• [Instruction]:
Exclude images, then output the remaining data verbatim.

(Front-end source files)
:::
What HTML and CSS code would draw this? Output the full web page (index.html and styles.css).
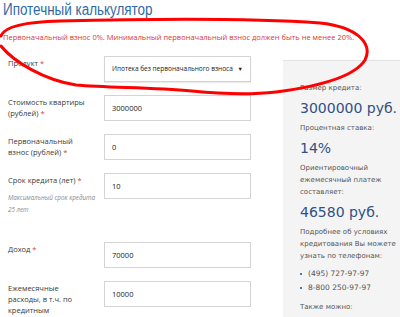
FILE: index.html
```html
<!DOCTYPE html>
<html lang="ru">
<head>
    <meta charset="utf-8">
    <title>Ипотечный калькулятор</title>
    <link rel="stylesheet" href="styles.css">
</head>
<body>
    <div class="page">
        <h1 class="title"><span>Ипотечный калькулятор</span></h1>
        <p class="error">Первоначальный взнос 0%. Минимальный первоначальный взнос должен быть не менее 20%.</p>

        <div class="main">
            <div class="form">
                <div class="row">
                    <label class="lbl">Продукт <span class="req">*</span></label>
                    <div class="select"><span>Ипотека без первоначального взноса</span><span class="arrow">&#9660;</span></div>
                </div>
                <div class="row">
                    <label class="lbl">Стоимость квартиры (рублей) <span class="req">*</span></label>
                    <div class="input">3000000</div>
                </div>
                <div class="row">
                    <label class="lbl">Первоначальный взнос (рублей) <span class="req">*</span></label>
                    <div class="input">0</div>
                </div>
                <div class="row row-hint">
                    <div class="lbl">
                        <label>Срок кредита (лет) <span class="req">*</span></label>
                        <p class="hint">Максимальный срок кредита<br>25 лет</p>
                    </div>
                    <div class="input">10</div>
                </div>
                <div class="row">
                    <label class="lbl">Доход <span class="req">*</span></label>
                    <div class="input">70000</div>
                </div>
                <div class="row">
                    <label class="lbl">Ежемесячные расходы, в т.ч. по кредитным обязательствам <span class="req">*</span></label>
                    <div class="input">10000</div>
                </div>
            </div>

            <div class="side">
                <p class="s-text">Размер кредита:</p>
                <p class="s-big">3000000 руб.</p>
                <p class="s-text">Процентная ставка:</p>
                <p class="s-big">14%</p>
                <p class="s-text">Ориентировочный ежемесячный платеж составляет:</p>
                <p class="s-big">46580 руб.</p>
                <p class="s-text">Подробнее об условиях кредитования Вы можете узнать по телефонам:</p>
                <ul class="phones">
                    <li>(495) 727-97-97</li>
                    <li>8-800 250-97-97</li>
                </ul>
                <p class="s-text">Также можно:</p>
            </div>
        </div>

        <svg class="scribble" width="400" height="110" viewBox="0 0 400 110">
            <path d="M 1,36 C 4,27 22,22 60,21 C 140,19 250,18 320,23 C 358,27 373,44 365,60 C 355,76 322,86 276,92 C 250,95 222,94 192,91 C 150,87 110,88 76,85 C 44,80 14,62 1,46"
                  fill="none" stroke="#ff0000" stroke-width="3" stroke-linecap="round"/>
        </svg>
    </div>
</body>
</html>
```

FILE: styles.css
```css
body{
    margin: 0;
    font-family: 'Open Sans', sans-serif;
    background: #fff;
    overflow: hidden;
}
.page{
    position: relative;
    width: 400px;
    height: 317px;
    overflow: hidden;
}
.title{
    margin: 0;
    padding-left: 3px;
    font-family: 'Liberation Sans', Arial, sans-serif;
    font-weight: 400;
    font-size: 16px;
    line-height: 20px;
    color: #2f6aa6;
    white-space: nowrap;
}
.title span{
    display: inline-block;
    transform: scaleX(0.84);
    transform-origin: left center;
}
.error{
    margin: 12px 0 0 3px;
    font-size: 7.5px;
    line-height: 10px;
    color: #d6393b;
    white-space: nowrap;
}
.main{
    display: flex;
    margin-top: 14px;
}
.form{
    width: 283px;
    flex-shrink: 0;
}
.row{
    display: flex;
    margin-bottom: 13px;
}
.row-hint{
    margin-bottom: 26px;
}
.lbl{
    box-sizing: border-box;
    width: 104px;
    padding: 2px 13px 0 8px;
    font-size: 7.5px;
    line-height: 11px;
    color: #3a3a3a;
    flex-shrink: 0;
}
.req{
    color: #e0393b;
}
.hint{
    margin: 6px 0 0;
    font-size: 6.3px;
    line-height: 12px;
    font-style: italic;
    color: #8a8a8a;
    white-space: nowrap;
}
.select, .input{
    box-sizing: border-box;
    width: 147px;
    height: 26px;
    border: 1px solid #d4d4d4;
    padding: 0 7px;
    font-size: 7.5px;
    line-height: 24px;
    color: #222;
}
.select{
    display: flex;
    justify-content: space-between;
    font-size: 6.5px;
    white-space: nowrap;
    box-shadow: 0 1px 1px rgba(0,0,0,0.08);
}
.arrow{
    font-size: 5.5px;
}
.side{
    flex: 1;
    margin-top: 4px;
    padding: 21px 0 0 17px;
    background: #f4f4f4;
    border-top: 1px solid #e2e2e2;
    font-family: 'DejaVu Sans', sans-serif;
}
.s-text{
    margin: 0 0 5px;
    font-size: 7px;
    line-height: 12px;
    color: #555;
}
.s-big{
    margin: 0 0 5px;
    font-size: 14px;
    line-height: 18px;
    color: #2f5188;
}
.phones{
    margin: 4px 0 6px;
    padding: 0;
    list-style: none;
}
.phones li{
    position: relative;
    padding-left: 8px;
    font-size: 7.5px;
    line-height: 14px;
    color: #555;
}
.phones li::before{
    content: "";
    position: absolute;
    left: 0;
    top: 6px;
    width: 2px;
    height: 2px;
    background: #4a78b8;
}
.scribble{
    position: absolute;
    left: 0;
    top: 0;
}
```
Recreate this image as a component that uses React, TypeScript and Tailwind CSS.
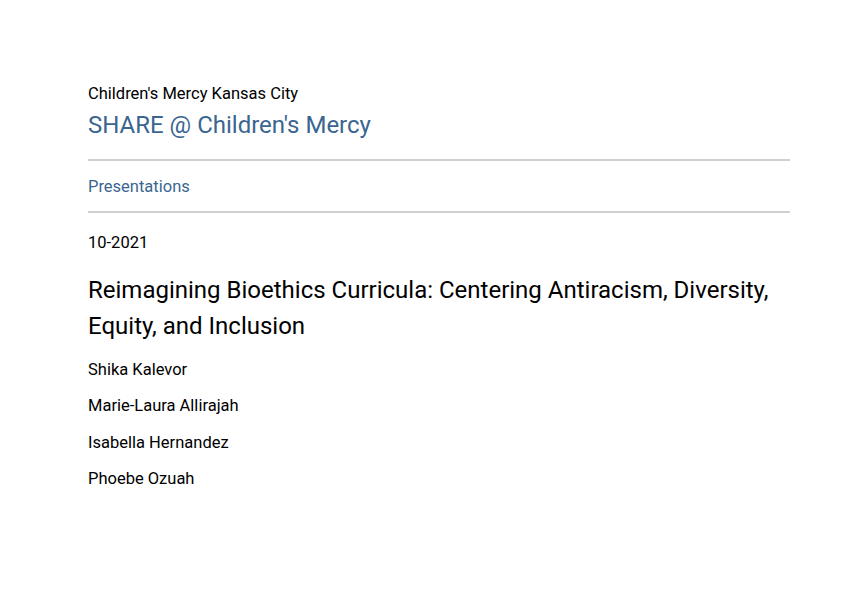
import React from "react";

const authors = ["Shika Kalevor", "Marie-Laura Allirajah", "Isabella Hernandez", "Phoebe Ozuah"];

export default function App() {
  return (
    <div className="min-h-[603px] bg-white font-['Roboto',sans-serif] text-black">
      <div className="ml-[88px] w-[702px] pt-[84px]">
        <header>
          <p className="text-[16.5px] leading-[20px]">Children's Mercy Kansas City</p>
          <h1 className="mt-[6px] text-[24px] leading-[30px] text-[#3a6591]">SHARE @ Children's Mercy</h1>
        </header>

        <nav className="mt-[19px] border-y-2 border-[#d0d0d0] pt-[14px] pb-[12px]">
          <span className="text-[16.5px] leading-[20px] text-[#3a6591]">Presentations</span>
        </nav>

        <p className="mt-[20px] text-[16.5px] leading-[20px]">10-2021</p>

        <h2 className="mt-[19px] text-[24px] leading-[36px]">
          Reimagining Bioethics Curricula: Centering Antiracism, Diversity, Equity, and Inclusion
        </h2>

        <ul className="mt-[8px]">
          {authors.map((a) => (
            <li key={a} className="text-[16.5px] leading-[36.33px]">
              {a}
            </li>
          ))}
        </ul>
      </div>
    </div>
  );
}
:::
• [Response]:
What HTML and CSS code would draw this? Output the full web page (index.html and styles.css).
FILE: index.html
```html
<!DOCTYPE html>
<html lang="ru">
<head>
    <meta charset="utf-8">
    <title>Ипотечный калькулятор</title>
    <link rel="stylesheet" href="styles.css">
</head>
<body>
    <div class="page">
        <h1 class="title"><span>Ипотечный калькулятор</span></h1>
        <p class="error">Первоначальный взнос 0%. Минимальный первоначальный взнос должен быть не менее 20%.</p>

        <div class="main">
            <div class="form">
                <div class="row">
                    <label class="lbl">Продукт <span class="req">*</span></label>
                    <div class="select"><span>Ипотека без первоначального взноса</span><span class="arrow">&#9660;</span></div>
                </div>
                <div class="row">
                    <label class="lbl">Стоимость квартиры (рублей) <span class="req">*</span></label>
                    <div class="input">3000000</div>
                </div>
                <div class="row">
                    <label class="lbl">Первоначальный взнос (рублей) <span class="req">*</span></label>
                    <div class="input">0</div>
                </div>
                <div class="row row-hint">
                    <div class="lbl">
                        <label>Срок кредита (лет) <span class="req">*</span></label>
                        <p class="hint">Максимальный срок кредита<br>25 лет</p>
                    </div>
                    <div class="input">10</div>
                </div>
                <div class="row">
                    <label class="lbl">Доход <span class="req">*</span></label>
                    <div class="input">70000</div>
                </div>
                <div class="row">
                    <label class="lbl">Ежемесячные расходы, в т.ч. по кредитным обязательствам <span class="req">*</span></label>
                    <div class="input">10000</div>
                </div>
            </div>

            <div class="side">
                <p class="s-text">Размер кредита:</p>
                <p class="s-big">3000000 руб.</p>
                <p class="s-text">Процентная ставка:</p>
                <p class="s-big">14%</p>
                <p class="s-text">Ориентировочный ежемесячный платеж составляет:</p>
                <p class="s-big">46580 руб.</p>
                <p class="s-text">Подробнее об условиях кредитования Вы можете узнать по телефонам:</p>
                <ul class="phones">
                    <li>(495) 727-97-97</li>
                    <li>8-800 250-97-97</li>
                </ul>
                <p class="s-text">Также можно:</p>
            </div>
        </div>

        <svg class="scribble" width="400" height="110" viewBox="0 0 400 110">
            <path d="M 1,36 C 4,27 22,22 60,21 C 140,19 250,18 320,23 C 358,27 373,44 365,60 C 355,76 322,86 276,92 C 250,95 222,94 192,91 C 150,87 110,88 76,85 C 44,80 14,62 1,46"
                  fill="none" stroke="#ff0000" stroke-width="3" stroke-linecap="round"/>
        </svg>
    </div>
</body>
</html>
```

FILE: styles.css
```css
body{
    margin: 0;
    font-family: 'Open Sans', sans-serif;
    background: #fff;
    overflow: hidden;
}
.page{
    position: relative;
    width: 400px;
    height: 317px;
    overflow: hidden;
}
.title{
    margin: 0;
    padding-left: 3px;
    font-family: 'Liberation Sans', Arial, sans-serif;
    font-weight: 400;
    font-size: 16px;
    line-height: 20px;
    color: #2f6aa6;
    white-space: nowrap;
}
.title span{
    display: inline-block;
    transform: scaleX(0.84);
    transform-origin: left center;
}
.error{
    margin: 12px 0 0 3px;
    font-size: 7.5px;
    line-height: 10px;
    color: #d6393b;
    white-space: nowrap;
}
.main{
    display: flex;
    margin-top: 14px;
}
.form{
    width: 283px;
    flex-shrink: 0;
}
.row{
    display: flex;
    margin-bottom: 13px;
}
.row-hint{
    margin-bottom: 26px;
}
.lbl{
    box-sizing: border-box;
    width: 104px;
    padding: 2px 13px 0 8px;
    font-size: 7.5px;
    line-height: 11px;
    color: #3a3a3a;
    flex-shrink: 0;
}
.req{
    color: #e0393b;
}
.hint{
    margin: 6px 0 0;
    font-size: 6.3px;
    line-height: 12px;
    font-style: italic;
    color: #8a8a8a;
    white-space: nowrap;
}
.select, .input{
    box-sizing: border-box;
    width: 147px;
    height: 26px;
    border: 1px solid #d4d4d4;
    padding: 0 7px;
    font-size: 7.5px;
    line-height: 24px;
    color: #222;
}
.select{
    display: flex;
    justify-content: space-between;
    font-size: 6.5px;
    white-space: nowrap;
    box-shadow: 0 1px 1px rgba(0,0,0,0.08);
}
.arrow{
    font-size: 5.5px;
}
.side{
    flex: 1;
    margin-top: 4px;
    padding: 21px 0 0 17px;
    background: #f4f4f4;
    border-top: 1px solid #e2e2e2;
    font-family: 'DejaVu Sans', sans-serif;
}
.s-text{
    margin: 0 0 5px;
    font-size: 7px;
    line-height: 12px;
    color: #555;
}
.s-big{
    margin: 0 0 5px;
    font-size: 14px;
    line-height: 18px;
    color: #2f5188;
}
.phones{
    margin: 4px 0 6px;
    padding: 0;
    list-style: none;
}
.phones li{
    position: relative;
    padding-left: 8px;
    font-size: 7.5px;
    line-height: 14px;
    color: #555;
}
.phones li::before{
    content: "";
    position: absolute;
    left: 0;
    top: 6px;
    width: 2px;
    height: 2px;
    background: #4a78b8;
}
.scribble{
    position: absolute;
    left: 0;
    top: 0;
}
```
Recreate this image as a component that uses React, TypeScript and Tailwind CSS.
import React from "react";

const authors = ["Shika Kalevor", "Marie-Laura Allirajah", "Isabella Hernandez", "Phoebe Ozuah"];

export default function App() {
  return (
    <div className="min-h-[603px] bg-white font-['Roboto',sans-serif] text-black">
      <div className="ml-[88px] w-[702px] pt-[84px]">
        <header>
          <p className="text-[16.5px] leading-[20px]">Children's Mercy Kansas City</p>
          <h1 className="mt-[6px] text-[24px] leading-[30px] text-[#3a6591]">SHARE @ Children's Mercy</h1>
        </header>

        <nav className="mt-[19px] border-y-2 border-[#d0d0d0] pt-[14px] pb-[12px]">
          <span className="text-[16.5px] leading-[20px] text-[#3a6591]">Presentations</span>
        </nav>

        <p className="mt-[20px] text-[16.5px] leading-[20px]">10-2021</p>

        <h2 className="mt-[19px] text-[24px] leading-[36px]">
          Reimagining Bioethics Curricula: Centering Antiracism, Diversity, Equity, and Inclusion
        </h2>

        <ul className="mt-[8px]">
          {authors.map((a) => (
            <li key={a} className="text-[16.5px] leading-[36.33px]">
              {a}
            </li>
          ))}
        </ul>
      </div>
    </div>
  );
}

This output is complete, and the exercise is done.